What is needed: Take the lines from the one with "Emit a component" through the one with "const long = '(Maximum", both ends kept, and reproduce them exactly without the pictures.

Supplied records:
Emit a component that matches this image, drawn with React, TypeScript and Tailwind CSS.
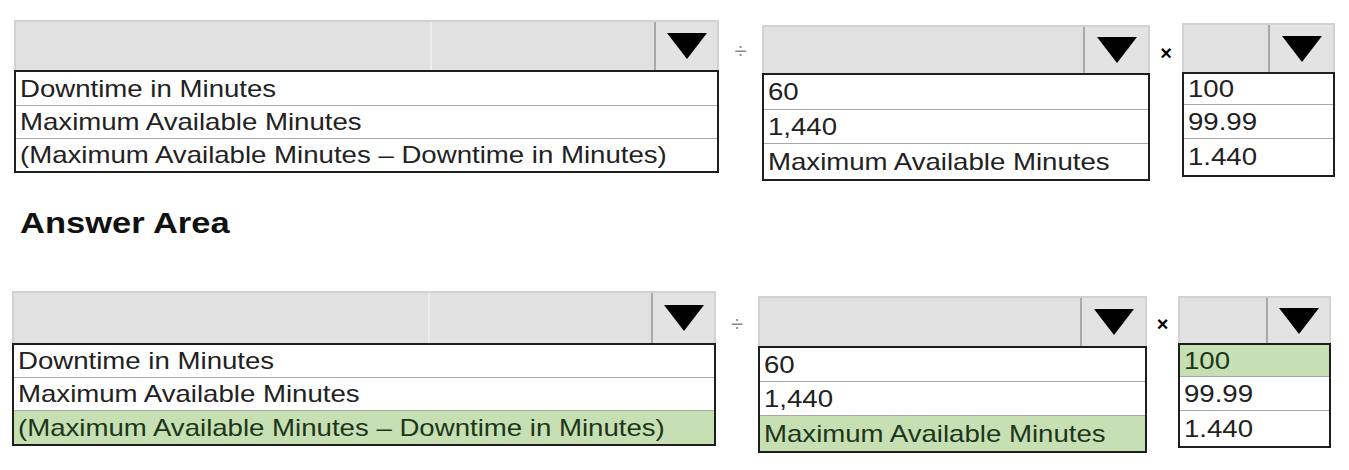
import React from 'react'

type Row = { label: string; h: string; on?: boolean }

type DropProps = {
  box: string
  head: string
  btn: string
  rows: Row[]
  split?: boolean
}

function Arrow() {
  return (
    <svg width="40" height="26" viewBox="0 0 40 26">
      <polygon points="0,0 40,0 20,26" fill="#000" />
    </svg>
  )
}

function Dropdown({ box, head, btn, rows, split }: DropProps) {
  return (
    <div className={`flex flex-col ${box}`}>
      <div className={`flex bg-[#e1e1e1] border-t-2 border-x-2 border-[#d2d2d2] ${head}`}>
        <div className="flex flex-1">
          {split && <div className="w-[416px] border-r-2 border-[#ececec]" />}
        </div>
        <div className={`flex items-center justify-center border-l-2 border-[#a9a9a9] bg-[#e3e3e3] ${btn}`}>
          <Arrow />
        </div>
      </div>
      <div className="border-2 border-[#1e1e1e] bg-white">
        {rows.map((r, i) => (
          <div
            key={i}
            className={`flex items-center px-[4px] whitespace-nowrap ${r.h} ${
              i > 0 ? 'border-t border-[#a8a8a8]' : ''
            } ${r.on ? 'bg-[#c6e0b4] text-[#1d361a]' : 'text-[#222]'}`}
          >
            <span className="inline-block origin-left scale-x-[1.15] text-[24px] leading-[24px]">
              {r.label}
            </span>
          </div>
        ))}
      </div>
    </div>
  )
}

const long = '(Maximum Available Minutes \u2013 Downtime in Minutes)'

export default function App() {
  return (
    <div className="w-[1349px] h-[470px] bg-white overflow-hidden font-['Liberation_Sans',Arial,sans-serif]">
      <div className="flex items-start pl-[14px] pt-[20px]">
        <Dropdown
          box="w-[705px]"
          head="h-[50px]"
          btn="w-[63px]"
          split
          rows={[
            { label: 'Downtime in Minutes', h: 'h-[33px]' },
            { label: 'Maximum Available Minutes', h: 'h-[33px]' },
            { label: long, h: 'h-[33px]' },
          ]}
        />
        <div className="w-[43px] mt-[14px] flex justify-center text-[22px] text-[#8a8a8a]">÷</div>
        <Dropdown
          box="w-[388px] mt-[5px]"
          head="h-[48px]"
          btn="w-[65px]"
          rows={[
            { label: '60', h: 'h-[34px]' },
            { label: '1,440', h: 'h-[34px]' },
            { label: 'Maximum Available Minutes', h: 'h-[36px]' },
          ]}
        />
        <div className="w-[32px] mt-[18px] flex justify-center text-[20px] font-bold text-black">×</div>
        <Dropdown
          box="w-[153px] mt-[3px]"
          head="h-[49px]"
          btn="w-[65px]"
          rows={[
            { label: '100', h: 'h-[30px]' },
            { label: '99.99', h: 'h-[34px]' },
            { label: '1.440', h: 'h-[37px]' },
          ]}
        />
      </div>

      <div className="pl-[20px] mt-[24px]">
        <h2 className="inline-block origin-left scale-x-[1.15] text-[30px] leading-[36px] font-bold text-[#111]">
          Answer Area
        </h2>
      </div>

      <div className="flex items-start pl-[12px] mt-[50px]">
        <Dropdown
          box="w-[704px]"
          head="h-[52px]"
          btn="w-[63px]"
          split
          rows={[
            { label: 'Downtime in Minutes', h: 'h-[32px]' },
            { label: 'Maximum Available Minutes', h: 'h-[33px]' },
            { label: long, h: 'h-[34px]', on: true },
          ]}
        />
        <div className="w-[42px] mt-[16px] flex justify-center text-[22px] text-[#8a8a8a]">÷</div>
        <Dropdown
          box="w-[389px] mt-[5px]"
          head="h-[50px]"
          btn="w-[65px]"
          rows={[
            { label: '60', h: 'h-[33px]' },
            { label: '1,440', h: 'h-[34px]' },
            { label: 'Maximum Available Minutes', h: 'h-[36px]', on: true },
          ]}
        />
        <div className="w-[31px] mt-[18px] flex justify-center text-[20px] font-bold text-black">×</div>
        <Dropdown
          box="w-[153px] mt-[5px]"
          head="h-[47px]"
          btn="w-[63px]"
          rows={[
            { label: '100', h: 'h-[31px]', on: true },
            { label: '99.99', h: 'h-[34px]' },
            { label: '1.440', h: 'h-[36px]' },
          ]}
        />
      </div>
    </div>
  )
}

...

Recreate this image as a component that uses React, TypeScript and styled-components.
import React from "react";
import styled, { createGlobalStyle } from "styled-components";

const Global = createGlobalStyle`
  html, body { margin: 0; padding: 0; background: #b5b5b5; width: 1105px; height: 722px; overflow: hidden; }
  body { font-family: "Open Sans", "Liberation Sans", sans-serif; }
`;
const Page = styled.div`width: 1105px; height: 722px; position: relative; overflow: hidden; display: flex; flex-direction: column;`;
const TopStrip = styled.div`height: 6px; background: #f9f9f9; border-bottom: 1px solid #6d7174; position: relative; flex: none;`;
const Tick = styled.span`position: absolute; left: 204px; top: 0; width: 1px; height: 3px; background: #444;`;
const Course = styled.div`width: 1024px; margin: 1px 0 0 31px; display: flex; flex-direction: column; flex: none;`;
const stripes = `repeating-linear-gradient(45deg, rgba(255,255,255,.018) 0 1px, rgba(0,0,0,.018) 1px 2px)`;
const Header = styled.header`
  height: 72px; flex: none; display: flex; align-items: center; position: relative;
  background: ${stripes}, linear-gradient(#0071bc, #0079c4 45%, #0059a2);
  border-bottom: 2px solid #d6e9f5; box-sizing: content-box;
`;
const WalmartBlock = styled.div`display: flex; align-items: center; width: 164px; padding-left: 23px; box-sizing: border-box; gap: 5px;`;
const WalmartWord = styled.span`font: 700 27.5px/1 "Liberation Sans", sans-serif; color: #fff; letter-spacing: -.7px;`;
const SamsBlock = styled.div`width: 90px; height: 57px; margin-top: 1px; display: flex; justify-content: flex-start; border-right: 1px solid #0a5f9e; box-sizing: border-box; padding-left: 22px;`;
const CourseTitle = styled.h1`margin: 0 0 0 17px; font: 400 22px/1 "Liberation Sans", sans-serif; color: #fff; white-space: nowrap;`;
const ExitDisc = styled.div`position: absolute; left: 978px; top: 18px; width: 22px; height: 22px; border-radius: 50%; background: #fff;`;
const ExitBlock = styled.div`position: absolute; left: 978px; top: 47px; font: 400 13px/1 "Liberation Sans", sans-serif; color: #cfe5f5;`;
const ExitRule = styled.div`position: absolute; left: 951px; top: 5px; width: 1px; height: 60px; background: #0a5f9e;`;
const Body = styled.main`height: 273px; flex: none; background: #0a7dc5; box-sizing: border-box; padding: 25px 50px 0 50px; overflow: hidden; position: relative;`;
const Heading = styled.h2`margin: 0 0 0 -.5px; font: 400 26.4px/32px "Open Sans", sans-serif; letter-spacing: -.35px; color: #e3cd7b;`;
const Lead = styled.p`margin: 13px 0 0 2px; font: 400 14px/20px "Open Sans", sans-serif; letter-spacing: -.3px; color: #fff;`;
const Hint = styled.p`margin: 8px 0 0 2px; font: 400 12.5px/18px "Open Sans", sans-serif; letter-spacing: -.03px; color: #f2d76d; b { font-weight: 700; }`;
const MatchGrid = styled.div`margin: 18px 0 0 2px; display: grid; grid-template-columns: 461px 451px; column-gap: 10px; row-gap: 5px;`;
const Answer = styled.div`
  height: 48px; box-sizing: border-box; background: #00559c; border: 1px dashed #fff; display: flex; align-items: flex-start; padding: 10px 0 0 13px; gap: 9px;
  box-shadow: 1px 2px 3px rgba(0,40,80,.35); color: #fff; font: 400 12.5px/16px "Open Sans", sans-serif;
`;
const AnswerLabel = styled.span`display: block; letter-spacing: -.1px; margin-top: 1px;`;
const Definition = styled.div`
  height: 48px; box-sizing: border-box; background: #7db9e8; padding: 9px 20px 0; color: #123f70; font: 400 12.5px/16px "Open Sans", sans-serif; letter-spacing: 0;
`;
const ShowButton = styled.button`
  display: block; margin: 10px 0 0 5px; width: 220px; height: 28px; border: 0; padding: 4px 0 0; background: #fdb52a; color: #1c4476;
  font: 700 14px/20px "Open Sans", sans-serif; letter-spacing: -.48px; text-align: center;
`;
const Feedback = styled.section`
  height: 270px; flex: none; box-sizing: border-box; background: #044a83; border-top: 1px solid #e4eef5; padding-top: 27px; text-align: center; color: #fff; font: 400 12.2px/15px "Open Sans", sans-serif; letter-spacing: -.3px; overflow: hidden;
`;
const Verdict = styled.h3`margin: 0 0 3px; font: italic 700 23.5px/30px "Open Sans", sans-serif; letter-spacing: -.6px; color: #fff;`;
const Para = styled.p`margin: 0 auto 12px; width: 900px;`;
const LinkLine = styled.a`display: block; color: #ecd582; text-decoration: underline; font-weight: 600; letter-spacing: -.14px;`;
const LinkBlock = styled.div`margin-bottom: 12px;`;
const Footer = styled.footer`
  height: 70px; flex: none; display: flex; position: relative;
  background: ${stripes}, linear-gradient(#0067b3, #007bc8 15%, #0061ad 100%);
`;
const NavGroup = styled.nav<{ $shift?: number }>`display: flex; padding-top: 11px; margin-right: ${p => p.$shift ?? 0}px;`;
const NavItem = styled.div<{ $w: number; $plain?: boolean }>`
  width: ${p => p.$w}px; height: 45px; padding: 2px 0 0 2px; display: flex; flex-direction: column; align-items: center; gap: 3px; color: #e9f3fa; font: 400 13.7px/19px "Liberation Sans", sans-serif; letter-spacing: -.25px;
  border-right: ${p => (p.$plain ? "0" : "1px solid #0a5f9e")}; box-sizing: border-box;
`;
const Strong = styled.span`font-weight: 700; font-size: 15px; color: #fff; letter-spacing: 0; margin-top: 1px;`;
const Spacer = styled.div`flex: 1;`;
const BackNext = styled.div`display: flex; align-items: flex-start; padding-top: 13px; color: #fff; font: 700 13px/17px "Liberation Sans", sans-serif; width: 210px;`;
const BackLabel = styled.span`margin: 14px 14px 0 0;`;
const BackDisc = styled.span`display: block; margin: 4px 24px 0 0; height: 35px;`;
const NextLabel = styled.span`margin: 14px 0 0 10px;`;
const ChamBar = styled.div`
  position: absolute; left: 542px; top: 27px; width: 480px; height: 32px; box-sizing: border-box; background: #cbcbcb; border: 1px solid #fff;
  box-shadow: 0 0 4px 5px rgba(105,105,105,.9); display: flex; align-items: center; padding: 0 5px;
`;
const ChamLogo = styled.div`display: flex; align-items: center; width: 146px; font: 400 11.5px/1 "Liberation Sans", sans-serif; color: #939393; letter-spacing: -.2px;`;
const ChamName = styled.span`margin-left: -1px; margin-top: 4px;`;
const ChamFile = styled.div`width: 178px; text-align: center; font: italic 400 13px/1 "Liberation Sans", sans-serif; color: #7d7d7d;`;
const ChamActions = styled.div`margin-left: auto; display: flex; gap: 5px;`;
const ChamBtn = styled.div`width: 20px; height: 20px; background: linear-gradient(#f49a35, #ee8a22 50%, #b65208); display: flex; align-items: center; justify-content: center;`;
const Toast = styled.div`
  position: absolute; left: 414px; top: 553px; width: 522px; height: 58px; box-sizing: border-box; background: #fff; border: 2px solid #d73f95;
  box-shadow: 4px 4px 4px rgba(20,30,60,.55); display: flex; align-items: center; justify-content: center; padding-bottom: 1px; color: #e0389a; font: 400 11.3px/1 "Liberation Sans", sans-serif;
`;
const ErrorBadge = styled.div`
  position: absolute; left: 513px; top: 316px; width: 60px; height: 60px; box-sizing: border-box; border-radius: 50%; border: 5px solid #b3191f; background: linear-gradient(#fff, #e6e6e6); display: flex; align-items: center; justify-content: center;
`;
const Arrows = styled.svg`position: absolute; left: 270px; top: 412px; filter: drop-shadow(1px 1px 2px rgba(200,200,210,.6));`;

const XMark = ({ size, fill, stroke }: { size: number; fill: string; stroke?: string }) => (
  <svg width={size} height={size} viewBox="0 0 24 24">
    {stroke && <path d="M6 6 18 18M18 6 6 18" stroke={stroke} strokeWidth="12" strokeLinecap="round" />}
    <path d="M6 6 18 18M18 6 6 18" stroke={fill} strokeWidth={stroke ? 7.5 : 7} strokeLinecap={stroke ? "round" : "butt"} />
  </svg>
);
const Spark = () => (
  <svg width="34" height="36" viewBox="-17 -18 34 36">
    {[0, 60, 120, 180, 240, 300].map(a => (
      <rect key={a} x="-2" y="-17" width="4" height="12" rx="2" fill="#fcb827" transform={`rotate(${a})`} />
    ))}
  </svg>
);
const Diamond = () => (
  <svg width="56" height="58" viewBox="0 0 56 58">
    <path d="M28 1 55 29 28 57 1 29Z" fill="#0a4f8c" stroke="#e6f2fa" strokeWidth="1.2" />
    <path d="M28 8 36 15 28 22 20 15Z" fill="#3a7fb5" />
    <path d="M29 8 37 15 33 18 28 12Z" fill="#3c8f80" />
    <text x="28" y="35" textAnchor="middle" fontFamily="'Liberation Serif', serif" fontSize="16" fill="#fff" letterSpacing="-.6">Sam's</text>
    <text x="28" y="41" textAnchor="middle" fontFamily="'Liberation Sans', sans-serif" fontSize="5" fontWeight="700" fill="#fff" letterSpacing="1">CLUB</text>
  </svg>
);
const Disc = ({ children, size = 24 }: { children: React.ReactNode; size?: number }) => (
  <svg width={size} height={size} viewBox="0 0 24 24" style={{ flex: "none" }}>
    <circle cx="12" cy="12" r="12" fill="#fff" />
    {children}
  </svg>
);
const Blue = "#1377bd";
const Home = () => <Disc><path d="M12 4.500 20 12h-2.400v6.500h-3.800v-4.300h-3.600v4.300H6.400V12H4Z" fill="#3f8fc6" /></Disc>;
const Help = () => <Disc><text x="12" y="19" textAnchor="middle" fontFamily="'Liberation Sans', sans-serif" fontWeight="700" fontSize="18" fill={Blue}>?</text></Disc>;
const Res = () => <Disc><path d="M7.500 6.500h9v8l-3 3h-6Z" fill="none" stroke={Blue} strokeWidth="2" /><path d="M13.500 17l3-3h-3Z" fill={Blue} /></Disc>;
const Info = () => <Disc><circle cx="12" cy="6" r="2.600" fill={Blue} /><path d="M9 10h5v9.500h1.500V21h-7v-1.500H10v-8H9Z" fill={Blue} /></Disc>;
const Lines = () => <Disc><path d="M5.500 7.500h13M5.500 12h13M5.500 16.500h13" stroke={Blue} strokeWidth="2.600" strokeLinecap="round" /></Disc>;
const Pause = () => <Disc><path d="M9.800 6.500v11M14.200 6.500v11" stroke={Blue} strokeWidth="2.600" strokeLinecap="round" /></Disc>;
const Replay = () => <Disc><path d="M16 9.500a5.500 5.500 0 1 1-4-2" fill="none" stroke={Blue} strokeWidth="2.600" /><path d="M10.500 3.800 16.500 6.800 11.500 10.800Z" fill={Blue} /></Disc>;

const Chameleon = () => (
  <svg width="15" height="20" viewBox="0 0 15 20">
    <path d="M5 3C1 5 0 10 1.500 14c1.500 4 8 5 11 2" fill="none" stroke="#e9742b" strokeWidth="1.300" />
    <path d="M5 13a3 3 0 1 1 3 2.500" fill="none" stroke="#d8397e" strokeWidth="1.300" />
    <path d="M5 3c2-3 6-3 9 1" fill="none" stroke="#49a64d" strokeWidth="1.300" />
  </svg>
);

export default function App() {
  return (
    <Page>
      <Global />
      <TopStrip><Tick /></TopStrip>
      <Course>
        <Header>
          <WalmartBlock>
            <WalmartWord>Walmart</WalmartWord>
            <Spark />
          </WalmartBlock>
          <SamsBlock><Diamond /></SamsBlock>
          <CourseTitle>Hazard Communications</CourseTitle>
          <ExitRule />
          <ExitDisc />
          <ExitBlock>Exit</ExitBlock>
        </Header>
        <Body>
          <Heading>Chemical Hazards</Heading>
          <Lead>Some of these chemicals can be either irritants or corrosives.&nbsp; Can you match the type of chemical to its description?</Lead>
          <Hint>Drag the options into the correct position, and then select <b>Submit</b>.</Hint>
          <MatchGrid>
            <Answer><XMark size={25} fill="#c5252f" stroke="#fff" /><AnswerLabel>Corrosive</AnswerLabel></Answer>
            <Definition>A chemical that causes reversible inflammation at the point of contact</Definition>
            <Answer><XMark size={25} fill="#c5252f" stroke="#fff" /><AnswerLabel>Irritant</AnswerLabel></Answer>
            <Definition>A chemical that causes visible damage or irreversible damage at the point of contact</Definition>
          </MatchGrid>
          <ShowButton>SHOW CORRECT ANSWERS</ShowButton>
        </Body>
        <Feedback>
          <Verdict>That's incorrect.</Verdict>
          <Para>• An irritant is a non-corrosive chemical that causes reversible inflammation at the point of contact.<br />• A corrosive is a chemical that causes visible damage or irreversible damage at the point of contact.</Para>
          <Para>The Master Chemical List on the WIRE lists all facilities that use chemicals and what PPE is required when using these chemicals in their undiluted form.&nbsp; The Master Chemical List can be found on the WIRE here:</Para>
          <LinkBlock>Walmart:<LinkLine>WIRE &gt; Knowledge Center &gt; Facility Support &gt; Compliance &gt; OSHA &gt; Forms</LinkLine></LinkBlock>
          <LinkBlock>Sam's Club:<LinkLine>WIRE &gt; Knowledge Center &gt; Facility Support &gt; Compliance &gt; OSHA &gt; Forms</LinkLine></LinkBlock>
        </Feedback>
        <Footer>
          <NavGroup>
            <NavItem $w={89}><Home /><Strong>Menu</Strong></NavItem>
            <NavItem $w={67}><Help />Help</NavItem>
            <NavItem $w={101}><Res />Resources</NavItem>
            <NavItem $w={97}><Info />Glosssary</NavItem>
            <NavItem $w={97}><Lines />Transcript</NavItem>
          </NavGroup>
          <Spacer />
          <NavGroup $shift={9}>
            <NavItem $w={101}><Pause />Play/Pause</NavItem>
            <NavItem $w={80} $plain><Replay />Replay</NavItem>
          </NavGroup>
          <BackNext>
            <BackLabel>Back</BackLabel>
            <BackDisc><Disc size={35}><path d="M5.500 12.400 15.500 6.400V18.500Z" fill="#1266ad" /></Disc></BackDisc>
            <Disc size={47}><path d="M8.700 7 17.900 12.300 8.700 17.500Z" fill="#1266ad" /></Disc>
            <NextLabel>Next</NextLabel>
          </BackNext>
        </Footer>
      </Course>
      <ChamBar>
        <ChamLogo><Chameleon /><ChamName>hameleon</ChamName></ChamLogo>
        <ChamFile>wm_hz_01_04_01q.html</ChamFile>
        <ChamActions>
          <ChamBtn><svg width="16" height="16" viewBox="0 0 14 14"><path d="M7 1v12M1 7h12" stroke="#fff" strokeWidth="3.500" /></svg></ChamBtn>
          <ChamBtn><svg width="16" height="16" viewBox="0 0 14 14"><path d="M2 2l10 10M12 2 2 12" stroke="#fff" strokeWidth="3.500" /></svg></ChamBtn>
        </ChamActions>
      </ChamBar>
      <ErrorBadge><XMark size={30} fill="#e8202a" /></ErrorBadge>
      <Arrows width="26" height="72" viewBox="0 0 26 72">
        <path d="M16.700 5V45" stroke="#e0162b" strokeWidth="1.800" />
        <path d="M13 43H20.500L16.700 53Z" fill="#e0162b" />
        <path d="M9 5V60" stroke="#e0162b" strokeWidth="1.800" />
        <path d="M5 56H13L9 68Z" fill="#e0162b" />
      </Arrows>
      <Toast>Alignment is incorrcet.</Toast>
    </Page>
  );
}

--

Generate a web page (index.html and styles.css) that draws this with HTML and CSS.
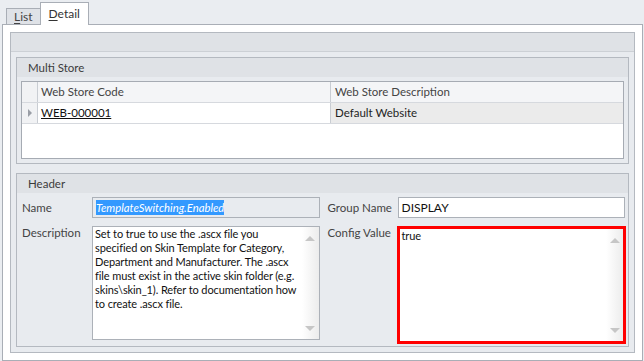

Exercise result:
Emit a component that matches this image, drawn with React, TypeScript and Tailwind CSS.
import React from 'react'

type Row = { label: string; h: string; on?: boolean }

type DropProps = {
  box: string
  head: string
  btn: string
  rows: Row[]
  split?: boolean
}

function Arrow() {
  return (
    <svg width="40" height="26" viewBox="0 0 40 26">
      <polygon points="0,0 40,0 20,26" fill="#000" />
    </svg>
  )
}

function Dropdown({ box, head, btn, rows, split }: DropProps) {
  return (
    <div className={`flex flex-col ${box}`}>
      <div className={`flex bg-[#e1e1e1] border-t-2 border-x-2 border-[#d2d2d2] ${head}`}>
        <div className="flex flex-1">
          {split && <div className="w-[416px] border-r-2 border-[#ececec]" />}
        </div>
        <div className={`flex items-center justify-center border-l-2 border-[#a9a9a9] bg-[#e3e3e3] ${btn}`}>
          <Arrow />
        </div>
      </div>
      <div className="border-2 border-[#1e1e1e] bg-white">
        {rows.map((r, i) => (
          <div
            key={i}
            className={`flex items-center px-[4px] whitespace-nowrap ${r.h} ${
              i > 0 ? 'border-t border-[#a8a8a8]' : ''
            } ${r.on ? 'bg-[#c6e0b4] text-[#1d361a]' : 'text-[#222]'}`}
          >
            <span className="inline-block origin-left scale-x-[1.15] text-[24px] leading-[24px]">
              {r.label}
            </span>
          </div>
        ))}
      </div>
    </div>
  )
}

const long = '(Maximum Available Minutes \u2013 Downtime in Minutes)'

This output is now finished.